══ DATA PROVIDED
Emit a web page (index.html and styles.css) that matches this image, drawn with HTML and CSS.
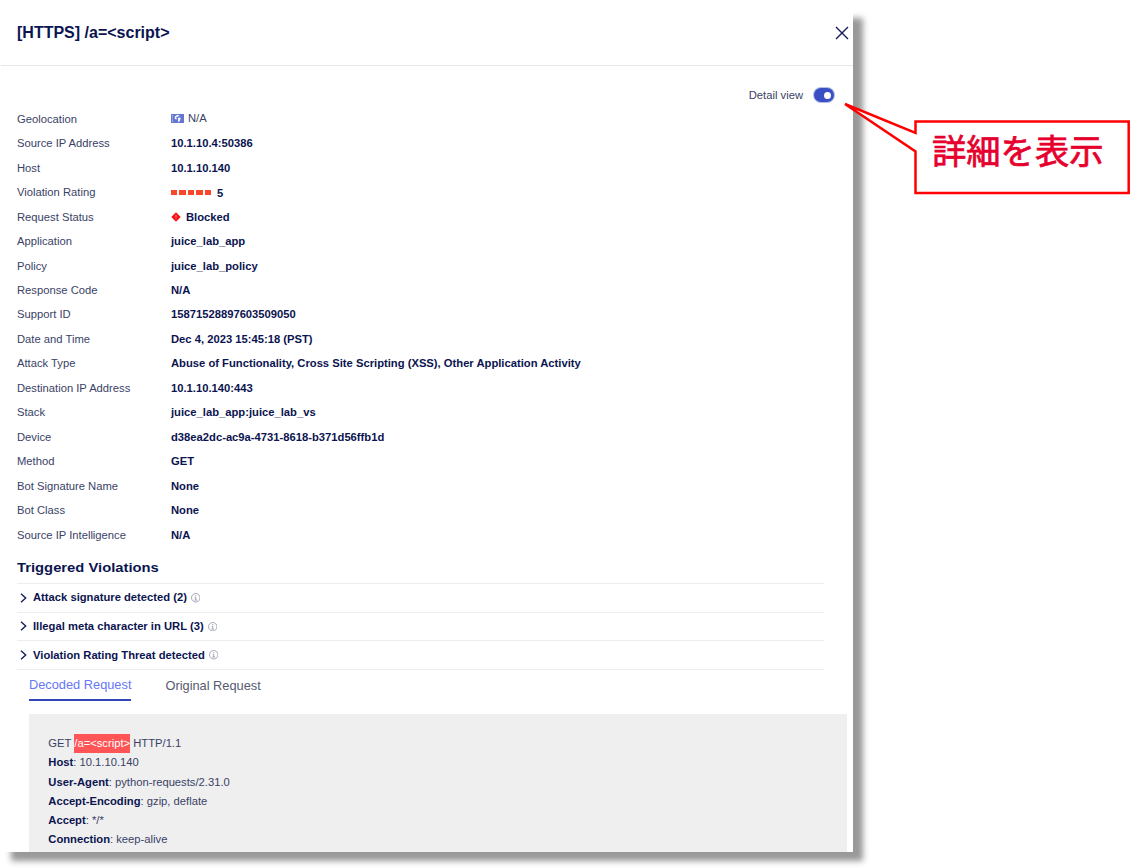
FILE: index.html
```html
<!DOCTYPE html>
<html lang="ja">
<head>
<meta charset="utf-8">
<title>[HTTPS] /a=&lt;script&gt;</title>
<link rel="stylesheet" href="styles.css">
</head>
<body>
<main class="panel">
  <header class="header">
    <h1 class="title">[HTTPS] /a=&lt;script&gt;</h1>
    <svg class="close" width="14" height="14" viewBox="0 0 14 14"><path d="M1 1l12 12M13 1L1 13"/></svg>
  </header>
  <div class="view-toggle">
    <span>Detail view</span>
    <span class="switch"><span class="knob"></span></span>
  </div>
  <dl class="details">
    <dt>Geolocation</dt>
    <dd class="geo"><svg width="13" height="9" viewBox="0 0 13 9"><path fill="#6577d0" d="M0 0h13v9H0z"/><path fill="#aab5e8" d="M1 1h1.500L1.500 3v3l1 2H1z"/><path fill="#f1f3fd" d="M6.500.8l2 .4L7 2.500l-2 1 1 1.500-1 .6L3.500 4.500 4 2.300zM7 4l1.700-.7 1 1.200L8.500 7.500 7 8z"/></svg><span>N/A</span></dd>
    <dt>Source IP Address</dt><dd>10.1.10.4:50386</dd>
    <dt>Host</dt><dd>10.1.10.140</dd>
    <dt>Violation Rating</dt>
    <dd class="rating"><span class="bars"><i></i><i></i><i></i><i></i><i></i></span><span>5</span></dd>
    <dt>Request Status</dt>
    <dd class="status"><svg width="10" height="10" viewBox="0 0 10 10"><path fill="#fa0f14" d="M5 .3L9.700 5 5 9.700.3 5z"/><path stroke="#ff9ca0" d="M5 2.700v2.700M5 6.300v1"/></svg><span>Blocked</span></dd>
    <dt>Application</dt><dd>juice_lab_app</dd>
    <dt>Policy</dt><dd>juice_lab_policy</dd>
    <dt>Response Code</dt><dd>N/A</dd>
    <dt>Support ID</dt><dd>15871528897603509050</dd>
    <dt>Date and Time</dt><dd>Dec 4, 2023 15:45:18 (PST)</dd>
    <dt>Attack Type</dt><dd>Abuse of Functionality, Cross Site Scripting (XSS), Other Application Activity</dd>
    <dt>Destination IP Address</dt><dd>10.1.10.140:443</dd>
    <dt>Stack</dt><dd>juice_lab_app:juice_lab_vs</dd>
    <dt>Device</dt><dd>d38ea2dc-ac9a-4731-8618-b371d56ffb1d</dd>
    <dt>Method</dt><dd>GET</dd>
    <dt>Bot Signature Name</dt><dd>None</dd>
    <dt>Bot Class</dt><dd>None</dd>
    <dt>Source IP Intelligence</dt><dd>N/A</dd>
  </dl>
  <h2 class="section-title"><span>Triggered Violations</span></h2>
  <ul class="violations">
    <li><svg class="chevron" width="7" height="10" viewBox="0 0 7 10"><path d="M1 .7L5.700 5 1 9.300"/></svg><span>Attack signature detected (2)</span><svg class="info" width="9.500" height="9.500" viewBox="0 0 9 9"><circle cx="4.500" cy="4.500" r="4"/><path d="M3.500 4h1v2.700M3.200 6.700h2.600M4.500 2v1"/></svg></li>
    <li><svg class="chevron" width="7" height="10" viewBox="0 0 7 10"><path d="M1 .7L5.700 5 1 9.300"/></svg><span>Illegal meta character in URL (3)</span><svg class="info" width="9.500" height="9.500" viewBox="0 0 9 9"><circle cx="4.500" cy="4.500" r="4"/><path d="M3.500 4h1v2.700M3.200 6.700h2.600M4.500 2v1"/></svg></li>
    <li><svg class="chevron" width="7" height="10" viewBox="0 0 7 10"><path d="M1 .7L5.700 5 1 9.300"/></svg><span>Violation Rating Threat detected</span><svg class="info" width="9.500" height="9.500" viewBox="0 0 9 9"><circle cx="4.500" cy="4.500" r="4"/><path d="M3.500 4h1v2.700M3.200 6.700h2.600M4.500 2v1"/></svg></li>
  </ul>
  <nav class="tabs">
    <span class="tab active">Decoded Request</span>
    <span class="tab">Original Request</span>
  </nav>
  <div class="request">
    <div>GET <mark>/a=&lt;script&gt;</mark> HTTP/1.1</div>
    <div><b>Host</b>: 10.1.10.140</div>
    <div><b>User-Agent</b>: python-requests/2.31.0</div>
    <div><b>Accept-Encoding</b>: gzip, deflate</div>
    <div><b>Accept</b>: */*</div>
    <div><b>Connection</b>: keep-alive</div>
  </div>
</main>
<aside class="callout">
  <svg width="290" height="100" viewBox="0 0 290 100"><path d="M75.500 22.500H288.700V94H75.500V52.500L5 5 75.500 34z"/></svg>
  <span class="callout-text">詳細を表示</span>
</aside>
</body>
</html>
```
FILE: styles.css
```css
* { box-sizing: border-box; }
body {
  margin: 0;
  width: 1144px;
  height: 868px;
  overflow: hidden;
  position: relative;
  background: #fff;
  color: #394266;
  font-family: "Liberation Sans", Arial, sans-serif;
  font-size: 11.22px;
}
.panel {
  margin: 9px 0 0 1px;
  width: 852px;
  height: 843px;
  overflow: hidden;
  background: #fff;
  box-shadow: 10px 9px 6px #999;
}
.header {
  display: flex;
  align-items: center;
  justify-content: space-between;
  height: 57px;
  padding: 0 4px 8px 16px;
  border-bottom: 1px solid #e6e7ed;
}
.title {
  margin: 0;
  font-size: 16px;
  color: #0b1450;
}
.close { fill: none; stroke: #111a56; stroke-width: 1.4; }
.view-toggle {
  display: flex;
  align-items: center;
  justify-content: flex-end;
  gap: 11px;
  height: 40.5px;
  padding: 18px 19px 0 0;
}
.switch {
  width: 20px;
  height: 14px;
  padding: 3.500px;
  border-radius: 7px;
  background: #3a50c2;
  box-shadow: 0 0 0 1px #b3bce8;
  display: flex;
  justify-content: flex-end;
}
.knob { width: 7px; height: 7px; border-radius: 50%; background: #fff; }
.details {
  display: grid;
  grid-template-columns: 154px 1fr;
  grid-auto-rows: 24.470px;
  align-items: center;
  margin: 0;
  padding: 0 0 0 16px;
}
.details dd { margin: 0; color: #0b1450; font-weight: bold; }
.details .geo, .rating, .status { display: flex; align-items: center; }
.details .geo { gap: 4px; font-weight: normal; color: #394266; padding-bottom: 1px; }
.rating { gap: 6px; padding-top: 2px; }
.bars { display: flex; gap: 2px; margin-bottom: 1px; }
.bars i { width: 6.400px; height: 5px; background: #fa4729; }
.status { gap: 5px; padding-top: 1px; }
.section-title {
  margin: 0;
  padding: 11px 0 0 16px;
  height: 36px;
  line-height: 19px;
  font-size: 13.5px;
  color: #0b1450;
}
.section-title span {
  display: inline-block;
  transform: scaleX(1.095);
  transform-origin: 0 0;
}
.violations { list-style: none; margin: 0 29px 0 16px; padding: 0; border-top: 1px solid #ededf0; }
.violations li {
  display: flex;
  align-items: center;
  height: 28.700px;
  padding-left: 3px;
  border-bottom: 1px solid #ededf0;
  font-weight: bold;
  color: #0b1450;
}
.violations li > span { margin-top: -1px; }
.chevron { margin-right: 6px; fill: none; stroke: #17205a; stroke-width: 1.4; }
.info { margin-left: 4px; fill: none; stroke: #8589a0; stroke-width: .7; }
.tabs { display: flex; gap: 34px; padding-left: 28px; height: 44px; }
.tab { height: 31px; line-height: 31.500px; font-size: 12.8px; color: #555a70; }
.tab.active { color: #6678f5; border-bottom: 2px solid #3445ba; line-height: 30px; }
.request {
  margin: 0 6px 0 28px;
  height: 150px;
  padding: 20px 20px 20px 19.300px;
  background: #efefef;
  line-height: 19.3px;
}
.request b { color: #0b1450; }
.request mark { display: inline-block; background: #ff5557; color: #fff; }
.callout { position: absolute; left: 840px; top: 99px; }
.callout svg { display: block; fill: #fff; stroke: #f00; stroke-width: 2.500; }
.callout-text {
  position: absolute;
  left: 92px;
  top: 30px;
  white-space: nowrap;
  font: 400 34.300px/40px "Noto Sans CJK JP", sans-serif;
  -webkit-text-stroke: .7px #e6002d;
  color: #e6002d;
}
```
════
DIRECTION: Report every line containing the word "index" from the listing above.

OUTPUT:
Emit a web page (index.html and styles.css) that matches this image, drawn with HTML and CSS.
FILE: index.html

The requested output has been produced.